TV And Social Aren’t Oil And Water—But Don’t Mix Them

Even if the Grammys and other award shows aren’t compelling in their own right, social apps are the perfect complement to any live event thanks to millions of simultaneous viewers.

Suddenly Twitter is a conversation instead of a cacophony. And maybe you and that jerk you went to high school with will finally have something to agree about on Facebook. Beyond conversations, music apps like Spotify and its ilk offer an instant sonic reference point. If you missed the winner for “Best New Artist,” you can solve that with a quick search.

The social Web has a strange relationship with traditional broadcast events like the Grammys, sometimes putting wind in their sails and sometimes making them feel altogether irrelevant. This tension plays out in ratings: In 2009, the Grammys sunk to just 19 million viewers, a far cry from the 52 million viewers who watched way back in 1984. But a year later, the 2010 Grammys attracted nearly 26 million viewers; in 2012, taking place shortly after the death of Whitney Houston, CBS hit the Grammys out of the park, attracting almost 40 million viewers.

It’s no coincidence that 2012 is the year the Grammys decided to take social media seriously, with aggressive new social presences everywhere from Instagram and Foursquare to Pandora and Spotify. By 2013, the Grammys dipped to 28.4 million viewers—still a relatively healthy number compared to its multiyear slump where the show couldn’t reach 20 million viewers. The upward trend can be tracked on social sites too:

Beyond being big business for themselves, major award shows are big business for social networks, which see massive spikes in usage concurrent with live broadcast events. In 2012, the Grammy Awards drummed up 13 million “social media comments” on Twitter and Facebook, as tracked by social analytics firm Bluefin. The top three entertainment events that drummed up the most social buzz as of 2012 were music award shows. (That record was later bested by the 2012 election and the 2013 Super Bowl.)

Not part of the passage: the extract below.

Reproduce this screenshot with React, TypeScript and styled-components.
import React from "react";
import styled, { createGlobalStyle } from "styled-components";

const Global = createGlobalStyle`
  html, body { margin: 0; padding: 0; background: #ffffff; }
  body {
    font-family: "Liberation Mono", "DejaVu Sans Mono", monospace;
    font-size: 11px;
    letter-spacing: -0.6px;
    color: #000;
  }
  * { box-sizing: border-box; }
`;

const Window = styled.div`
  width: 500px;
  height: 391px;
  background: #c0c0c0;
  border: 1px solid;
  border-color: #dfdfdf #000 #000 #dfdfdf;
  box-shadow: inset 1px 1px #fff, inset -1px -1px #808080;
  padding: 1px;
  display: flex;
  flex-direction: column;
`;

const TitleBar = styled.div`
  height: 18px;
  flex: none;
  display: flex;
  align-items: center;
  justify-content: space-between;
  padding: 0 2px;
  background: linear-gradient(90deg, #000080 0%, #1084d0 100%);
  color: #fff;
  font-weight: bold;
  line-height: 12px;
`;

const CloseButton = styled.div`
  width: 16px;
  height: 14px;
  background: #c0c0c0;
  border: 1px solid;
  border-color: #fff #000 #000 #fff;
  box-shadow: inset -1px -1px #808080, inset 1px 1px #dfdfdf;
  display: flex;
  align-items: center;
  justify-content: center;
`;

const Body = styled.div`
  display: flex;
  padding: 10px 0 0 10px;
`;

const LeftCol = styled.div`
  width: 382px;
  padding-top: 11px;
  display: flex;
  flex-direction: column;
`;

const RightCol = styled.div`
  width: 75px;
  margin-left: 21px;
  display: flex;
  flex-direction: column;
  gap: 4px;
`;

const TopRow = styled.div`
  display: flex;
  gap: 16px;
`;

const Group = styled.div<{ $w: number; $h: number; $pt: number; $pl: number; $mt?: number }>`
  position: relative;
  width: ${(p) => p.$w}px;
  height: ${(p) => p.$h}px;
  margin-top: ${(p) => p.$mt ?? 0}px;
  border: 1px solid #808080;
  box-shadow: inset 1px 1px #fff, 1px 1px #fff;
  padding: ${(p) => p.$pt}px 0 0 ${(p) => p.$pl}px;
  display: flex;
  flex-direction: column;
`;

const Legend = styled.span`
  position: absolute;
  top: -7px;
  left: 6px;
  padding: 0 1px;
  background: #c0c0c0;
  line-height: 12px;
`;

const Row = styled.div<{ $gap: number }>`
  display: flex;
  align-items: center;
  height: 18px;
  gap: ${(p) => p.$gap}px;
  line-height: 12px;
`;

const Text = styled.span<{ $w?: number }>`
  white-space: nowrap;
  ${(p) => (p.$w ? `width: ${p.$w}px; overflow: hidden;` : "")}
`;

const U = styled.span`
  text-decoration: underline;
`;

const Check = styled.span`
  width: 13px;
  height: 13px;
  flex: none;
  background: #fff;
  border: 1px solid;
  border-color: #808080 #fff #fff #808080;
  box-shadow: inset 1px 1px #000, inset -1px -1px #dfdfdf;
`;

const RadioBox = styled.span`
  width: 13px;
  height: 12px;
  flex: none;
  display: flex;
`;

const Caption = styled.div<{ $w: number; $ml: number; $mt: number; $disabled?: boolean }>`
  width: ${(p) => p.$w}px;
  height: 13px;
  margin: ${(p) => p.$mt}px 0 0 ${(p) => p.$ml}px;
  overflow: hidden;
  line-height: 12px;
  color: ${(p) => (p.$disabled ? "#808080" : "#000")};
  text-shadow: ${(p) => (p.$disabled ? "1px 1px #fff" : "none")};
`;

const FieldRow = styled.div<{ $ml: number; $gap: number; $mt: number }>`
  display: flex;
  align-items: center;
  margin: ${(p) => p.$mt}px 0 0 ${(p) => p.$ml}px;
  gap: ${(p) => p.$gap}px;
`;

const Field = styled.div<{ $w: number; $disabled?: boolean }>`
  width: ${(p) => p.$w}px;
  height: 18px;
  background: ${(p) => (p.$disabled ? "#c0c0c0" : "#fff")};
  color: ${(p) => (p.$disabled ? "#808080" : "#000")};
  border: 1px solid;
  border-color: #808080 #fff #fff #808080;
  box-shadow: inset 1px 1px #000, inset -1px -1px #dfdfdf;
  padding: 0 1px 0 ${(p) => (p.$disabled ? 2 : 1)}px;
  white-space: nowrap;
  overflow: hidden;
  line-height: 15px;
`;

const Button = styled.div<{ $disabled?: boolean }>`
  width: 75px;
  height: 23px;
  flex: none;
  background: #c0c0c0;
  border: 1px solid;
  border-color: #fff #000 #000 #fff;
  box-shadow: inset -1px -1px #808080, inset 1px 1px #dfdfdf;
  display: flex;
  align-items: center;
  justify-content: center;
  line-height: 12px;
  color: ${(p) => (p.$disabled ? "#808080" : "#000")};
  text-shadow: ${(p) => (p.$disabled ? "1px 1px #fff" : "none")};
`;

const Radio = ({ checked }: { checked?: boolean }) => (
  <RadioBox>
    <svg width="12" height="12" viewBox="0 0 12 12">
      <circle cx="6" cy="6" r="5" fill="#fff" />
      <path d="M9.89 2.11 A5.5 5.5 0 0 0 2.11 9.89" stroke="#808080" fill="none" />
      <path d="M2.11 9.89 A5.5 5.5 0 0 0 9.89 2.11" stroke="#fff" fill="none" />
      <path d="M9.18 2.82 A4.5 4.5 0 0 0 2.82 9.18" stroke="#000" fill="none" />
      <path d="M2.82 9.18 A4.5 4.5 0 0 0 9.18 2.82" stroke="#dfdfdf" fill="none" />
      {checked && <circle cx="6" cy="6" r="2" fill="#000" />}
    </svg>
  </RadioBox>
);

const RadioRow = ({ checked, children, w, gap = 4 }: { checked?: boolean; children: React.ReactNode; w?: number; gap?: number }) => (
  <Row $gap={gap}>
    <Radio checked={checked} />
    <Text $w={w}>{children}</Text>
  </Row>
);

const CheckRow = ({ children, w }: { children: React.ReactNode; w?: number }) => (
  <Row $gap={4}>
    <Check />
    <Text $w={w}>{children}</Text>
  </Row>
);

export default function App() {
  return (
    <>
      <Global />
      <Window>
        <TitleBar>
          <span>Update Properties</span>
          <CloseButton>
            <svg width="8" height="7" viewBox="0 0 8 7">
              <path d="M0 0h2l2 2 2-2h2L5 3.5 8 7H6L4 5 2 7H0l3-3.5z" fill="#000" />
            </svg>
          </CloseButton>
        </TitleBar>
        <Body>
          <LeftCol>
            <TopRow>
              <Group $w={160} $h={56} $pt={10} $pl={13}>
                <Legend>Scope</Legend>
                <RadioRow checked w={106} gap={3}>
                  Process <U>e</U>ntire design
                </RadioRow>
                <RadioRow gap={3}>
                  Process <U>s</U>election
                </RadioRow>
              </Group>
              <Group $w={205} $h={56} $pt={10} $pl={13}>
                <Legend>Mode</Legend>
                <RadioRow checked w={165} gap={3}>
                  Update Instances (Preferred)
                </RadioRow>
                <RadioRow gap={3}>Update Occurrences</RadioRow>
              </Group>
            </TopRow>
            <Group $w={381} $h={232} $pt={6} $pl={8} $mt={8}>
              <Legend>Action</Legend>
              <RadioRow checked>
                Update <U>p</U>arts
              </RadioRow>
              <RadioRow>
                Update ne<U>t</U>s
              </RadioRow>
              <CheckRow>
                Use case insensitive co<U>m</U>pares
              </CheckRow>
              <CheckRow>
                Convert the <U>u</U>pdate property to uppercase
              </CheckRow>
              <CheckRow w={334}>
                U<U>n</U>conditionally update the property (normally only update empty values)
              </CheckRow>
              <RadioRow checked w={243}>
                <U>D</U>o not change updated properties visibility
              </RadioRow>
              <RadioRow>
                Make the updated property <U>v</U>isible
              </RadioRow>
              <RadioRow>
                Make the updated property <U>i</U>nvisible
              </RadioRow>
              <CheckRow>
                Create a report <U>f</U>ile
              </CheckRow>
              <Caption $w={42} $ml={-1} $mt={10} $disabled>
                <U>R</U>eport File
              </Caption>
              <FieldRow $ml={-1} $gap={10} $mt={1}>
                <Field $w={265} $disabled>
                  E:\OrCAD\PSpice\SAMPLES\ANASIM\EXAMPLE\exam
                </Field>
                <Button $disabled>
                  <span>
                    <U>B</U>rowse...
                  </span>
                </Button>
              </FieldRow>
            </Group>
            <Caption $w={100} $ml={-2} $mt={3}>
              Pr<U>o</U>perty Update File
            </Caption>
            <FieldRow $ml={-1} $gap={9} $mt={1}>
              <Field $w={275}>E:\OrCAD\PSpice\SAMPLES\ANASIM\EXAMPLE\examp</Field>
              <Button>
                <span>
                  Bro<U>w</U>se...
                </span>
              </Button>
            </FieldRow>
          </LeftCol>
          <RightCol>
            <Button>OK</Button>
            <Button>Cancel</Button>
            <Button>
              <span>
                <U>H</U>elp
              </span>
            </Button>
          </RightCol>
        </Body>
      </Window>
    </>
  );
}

Award shows clearly remain relevant for viewers and therefore have a meaningful connection to social platforms, but attempts to merge the two may find a surprising degree of resistance. Last November, the YouTube Music Awards were poised to splice social media with an award show (at last!), but the result fell flat with less than 250,000 total viewers.

The web has a complex relationship with major award shows, which tend to cling to the traditional moorings of their respective industries. But even if popular usage and social trends can’t predict this year’s Grammy winners, at least they give us little guys a way to cast our votes.